Judy Labensohn


A. My upstairs neighbor heard voices in the walls. The voices called her at night, but she didn’t get their language. A light fixture fell in the hallway. She was told to shake sage in the corners, to open all windows and chant Aramaic words she didn’t understand.
It worked.

B. During the year of my cancer I saw a gingerbread house at the home of a Christian woman. I wanted to dive into that house. The woman said, “Taste whatever you want,” so I nibbled religion.

C. Each time I move into a new rental I hang up a mezuzah on the right side of the doorpost, a hamsa on the left, the evil eye amulet opposite the entrance and Madonna and Child against the books.


A. I grew up in a primeval forest before a rich man turned it into a suburb. Cries of murdered trees seeped through the linoleum kitchen tiles.

B. When my father made me feel like a cornered ant, I ran out of the house without a coat. I hugged the lone elm on the tree lawn while gentle rain caressed my hair and the elm, like a blessing, hugged back.
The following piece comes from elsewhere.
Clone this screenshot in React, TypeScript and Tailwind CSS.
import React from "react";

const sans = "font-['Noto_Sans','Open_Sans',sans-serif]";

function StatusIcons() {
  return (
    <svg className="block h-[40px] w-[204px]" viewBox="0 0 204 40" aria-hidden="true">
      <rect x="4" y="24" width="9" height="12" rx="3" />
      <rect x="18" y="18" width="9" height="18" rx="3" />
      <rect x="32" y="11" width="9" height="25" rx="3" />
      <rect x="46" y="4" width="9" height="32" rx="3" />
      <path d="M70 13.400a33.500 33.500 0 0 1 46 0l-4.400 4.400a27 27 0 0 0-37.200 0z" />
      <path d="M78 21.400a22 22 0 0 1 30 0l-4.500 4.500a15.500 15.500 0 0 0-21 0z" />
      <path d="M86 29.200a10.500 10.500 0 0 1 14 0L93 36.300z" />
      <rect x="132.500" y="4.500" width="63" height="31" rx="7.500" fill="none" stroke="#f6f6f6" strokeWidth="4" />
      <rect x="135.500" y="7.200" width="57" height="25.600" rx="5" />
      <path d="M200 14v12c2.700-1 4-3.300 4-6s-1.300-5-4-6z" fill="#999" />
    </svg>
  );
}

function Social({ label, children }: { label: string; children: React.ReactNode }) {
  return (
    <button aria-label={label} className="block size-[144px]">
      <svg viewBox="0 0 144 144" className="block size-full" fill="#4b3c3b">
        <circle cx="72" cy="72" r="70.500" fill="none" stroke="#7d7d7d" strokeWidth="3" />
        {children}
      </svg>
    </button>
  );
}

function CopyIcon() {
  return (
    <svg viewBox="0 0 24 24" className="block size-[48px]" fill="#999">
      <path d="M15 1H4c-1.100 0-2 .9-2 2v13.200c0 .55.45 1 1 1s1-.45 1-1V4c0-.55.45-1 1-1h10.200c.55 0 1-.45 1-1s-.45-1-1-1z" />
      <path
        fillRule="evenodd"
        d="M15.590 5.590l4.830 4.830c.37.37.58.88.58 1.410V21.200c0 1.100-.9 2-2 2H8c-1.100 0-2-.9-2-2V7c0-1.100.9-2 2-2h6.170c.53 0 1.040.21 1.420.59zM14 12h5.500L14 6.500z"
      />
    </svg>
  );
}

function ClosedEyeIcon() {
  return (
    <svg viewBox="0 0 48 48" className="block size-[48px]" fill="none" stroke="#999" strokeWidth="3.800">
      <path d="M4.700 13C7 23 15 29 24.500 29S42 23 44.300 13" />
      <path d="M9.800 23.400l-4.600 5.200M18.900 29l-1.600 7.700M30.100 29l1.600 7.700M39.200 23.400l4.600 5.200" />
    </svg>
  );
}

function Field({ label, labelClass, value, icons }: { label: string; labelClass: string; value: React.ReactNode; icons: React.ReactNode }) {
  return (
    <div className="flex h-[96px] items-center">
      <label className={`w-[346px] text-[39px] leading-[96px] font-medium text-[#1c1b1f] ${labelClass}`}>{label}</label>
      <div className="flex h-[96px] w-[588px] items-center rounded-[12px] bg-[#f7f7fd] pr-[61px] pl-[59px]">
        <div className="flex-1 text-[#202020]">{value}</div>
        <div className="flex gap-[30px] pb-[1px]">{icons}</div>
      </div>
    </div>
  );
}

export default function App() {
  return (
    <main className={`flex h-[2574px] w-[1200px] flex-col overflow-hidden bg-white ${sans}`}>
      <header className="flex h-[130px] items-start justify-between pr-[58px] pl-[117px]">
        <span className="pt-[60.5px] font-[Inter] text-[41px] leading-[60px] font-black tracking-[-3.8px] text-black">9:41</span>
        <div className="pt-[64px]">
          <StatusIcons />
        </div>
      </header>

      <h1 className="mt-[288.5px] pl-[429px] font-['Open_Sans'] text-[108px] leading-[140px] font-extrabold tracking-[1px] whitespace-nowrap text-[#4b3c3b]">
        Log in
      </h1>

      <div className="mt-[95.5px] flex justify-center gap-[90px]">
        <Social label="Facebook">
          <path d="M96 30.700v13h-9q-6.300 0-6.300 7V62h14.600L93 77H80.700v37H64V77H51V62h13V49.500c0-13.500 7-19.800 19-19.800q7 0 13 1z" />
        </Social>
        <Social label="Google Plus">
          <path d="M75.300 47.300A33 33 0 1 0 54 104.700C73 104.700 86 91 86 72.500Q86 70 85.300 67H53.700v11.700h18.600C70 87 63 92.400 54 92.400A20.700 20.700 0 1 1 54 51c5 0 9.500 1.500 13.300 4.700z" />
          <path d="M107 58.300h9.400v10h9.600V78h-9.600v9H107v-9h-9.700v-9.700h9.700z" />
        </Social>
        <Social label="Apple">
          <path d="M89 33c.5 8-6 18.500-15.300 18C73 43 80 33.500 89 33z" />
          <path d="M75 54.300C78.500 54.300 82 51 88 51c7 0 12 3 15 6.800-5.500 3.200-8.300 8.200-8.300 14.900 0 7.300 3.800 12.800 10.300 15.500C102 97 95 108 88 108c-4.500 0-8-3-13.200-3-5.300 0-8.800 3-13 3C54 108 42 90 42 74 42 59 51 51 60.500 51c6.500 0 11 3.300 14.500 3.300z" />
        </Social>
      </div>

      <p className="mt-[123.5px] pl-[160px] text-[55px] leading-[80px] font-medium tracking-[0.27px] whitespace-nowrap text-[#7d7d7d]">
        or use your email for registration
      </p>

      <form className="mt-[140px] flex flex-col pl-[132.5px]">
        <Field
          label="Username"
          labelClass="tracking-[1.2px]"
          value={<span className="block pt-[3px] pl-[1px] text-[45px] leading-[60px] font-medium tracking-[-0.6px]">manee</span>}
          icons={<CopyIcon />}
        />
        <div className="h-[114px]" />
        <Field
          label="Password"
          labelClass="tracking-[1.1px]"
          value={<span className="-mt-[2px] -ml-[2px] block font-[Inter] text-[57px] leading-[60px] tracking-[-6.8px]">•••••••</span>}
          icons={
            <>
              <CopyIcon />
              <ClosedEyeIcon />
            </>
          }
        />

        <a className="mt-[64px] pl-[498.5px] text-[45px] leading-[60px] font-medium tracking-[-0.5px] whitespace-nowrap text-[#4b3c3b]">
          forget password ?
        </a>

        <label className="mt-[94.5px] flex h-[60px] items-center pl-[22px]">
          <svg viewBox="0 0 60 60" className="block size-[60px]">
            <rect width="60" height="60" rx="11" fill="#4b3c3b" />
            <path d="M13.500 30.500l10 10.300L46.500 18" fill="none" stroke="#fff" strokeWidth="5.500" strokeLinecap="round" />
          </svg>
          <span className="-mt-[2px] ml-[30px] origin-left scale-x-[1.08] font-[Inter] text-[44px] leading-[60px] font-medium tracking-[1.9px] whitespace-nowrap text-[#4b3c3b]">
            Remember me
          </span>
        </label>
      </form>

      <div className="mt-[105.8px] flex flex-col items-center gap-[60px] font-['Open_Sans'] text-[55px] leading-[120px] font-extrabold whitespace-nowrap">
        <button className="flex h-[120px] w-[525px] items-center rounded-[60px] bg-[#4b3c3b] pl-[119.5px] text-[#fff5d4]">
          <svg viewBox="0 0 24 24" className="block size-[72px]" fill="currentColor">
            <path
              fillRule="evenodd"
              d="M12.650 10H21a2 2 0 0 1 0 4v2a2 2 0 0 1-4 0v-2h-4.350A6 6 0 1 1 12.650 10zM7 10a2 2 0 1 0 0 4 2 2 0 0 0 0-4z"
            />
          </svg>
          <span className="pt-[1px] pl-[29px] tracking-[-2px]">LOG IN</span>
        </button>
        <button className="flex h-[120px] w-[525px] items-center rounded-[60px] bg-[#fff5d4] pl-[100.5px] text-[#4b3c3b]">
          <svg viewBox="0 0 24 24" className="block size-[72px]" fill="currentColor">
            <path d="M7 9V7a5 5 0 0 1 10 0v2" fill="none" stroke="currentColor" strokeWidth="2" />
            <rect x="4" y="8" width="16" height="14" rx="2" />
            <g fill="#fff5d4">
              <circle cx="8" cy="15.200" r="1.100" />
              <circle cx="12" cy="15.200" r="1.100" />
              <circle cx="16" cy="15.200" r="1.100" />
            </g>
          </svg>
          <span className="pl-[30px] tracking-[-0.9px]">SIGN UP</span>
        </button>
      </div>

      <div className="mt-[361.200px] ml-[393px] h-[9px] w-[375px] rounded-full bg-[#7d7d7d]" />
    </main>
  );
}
C. I gave my neighbor a black and white photo of trunks of stiff pines. Between the pines lay gray underbrush and small black stones. When I visit my neighbor I allow myself to relax into that emptiness.
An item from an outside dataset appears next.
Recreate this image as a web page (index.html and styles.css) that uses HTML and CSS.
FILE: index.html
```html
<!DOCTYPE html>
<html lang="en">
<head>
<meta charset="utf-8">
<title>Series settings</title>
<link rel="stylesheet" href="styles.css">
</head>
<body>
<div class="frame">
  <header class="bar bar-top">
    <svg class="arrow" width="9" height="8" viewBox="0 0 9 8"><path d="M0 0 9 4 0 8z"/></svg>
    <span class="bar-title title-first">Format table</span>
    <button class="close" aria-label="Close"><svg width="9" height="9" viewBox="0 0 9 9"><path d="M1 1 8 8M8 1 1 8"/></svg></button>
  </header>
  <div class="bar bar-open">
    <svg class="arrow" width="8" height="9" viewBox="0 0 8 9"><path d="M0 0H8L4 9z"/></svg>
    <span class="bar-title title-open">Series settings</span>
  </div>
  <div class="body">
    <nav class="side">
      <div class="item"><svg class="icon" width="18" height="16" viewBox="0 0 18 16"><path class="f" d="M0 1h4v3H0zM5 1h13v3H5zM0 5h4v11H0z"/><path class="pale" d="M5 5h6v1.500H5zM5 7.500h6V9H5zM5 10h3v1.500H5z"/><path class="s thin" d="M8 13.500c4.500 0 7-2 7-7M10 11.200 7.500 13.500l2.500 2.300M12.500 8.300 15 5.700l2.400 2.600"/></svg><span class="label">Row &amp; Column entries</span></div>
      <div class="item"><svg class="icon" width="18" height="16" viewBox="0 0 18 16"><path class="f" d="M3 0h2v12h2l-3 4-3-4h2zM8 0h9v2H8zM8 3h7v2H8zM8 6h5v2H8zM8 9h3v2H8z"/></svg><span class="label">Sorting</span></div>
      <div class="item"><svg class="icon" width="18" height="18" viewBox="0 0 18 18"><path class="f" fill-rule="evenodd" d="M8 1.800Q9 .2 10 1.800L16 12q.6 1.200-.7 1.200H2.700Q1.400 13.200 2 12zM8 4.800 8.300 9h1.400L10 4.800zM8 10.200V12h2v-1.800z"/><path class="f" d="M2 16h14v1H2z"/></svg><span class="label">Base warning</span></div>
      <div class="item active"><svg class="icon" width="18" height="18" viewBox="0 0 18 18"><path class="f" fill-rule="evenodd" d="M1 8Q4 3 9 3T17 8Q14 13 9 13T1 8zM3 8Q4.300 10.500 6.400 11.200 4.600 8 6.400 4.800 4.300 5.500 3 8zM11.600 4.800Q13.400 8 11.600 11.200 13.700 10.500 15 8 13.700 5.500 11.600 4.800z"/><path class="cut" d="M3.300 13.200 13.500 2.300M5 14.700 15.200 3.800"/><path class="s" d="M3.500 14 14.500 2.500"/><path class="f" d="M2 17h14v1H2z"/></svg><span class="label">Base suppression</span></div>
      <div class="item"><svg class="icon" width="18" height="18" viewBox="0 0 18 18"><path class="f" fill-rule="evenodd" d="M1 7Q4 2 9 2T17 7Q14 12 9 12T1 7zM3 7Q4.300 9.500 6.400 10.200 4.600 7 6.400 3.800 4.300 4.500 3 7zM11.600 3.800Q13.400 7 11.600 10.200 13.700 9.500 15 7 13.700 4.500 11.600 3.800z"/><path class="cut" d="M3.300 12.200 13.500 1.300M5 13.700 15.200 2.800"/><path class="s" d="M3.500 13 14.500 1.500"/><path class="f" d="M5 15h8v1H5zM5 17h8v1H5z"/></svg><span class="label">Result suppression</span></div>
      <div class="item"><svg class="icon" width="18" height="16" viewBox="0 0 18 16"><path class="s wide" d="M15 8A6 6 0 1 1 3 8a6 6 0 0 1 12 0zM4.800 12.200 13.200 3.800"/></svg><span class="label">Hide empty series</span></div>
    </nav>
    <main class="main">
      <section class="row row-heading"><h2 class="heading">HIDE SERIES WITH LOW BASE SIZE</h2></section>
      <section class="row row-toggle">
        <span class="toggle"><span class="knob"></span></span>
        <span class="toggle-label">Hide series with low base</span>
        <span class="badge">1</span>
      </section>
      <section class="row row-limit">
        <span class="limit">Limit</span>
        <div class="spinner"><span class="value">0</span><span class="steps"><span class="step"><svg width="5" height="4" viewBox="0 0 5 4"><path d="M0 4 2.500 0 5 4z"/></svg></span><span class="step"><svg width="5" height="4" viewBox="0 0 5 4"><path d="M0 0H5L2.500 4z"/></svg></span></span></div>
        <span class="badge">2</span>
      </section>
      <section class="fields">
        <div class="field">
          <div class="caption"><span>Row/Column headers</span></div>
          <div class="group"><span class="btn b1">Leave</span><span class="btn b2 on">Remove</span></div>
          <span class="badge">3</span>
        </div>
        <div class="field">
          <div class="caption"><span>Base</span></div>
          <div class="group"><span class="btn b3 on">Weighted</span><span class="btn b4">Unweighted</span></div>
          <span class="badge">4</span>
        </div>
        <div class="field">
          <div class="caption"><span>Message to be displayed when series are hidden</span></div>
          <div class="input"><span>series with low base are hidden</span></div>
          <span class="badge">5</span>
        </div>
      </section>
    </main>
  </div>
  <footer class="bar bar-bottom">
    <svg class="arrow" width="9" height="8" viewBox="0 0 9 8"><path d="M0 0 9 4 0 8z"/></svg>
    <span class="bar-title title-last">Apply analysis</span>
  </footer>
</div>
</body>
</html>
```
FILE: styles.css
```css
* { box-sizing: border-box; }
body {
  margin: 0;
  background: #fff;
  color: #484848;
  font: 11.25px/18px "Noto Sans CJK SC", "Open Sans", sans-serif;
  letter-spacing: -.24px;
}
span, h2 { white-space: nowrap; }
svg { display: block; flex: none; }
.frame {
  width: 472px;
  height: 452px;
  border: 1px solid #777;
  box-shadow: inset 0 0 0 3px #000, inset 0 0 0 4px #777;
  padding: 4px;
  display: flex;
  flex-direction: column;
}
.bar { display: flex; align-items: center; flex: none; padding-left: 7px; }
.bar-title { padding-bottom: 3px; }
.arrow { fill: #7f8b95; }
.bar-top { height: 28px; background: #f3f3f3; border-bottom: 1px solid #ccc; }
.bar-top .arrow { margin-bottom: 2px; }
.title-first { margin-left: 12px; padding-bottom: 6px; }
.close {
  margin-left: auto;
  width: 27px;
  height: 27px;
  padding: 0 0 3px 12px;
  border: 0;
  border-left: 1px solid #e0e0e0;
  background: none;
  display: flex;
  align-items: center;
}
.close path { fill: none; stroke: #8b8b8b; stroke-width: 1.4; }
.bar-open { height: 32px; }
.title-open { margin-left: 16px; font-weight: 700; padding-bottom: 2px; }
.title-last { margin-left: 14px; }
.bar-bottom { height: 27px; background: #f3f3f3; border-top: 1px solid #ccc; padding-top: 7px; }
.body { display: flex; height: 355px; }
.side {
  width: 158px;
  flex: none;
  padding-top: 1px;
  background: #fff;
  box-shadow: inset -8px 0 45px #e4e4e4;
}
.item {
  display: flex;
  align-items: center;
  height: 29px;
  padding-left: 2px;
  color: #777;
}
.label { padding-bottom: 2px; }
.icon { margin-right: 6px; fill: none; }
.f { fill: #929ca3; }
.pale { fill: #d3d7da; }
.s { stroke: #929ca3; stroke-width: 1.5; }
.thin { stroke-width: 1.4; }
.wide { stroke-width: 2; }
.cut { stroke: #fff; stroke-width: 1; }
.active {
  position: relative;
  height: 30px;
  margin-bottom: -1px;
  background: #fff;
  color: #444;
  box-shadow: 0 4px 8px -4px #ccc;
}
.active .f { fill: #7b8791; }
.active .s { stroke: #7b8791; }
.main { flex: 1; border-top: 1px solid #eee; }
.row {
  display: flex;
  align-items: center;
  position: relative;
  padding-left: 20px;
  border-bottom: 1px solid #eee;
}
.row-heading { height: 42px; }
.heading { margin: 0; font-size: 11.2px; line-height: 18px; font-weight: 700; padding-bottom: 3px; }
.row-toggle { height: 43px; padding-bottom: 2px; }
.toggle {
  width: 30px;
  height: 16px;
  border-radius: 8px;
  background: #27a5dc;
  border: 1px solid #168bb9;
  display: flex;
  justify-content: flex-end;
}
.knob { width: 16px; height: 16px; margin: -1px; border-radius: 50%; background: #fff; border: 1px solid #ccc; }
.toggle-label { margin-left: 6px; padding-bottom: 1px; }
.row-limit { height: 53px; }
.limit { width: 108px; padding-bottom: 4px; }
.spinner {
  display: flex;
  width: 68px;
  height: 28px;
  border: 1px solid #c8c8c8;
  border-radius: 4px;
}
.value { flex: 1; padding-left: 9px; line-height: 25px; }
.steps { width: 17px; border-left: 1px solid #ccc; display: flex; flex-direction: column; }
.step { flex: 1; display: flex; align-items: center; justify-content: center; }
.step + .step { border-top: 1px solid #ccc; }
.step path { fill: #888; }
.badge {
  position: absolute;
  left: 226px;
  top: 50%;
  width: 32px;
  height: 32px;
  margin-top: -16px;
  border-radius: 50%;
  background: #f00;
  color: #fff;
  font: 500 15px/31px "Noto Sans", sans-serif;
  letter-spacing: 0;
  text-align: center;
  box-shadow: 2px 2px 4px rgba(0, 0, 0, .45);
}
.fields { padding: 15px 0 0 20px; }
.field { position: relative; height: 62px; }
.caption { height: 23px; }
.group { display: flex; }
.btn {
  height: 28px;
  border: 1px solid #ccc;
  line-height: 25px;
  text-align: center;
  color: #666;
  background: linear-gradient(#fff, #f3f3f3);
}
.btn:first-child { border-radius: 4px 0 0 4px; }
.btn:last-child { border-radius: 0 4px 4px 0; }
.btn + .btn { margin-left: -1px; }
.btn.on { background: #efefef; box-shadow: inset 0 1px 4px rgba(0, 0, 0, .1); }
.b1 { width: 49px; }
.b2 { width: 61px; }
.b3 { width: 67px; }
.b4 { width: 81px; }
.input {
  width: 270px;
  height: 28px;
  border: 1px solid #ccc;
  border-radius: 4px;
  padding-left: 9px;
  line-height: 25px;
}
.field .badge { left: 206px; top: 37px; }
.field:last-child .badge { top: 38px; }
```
A. Mom whittled away her time at the beauty shop, while Grandma made goulash and rolled cheese blintzes. When a friend came to play, Grandma stood there peeking through fake Greek columns. I wanted to kill the witch.

B. Once an uncle bounced me on his knees. “You are so cute,” he said, “I want to eat you up.” In his mouth two fillings shone like my gold barrettes.

C. In a family of five, when one dies how many are left?


A. During the Depression my father starved. Thirty years later the two-door yellow fridge bulged with JELL-O and butter. Then it was my turn.

B. My children complained There is nothing to eat. I emptied the fridge to show them empty, then the cupboard to demonstrate bare.

C. When they did not leave home by eighteen, I filled their pockets with breadcrumbs. Still they would not leave.
So I left home.
I wandered in a forest hugging trees until I came to the sweet house of a witch.
She looked like me.

When I finally returned, the children were gone.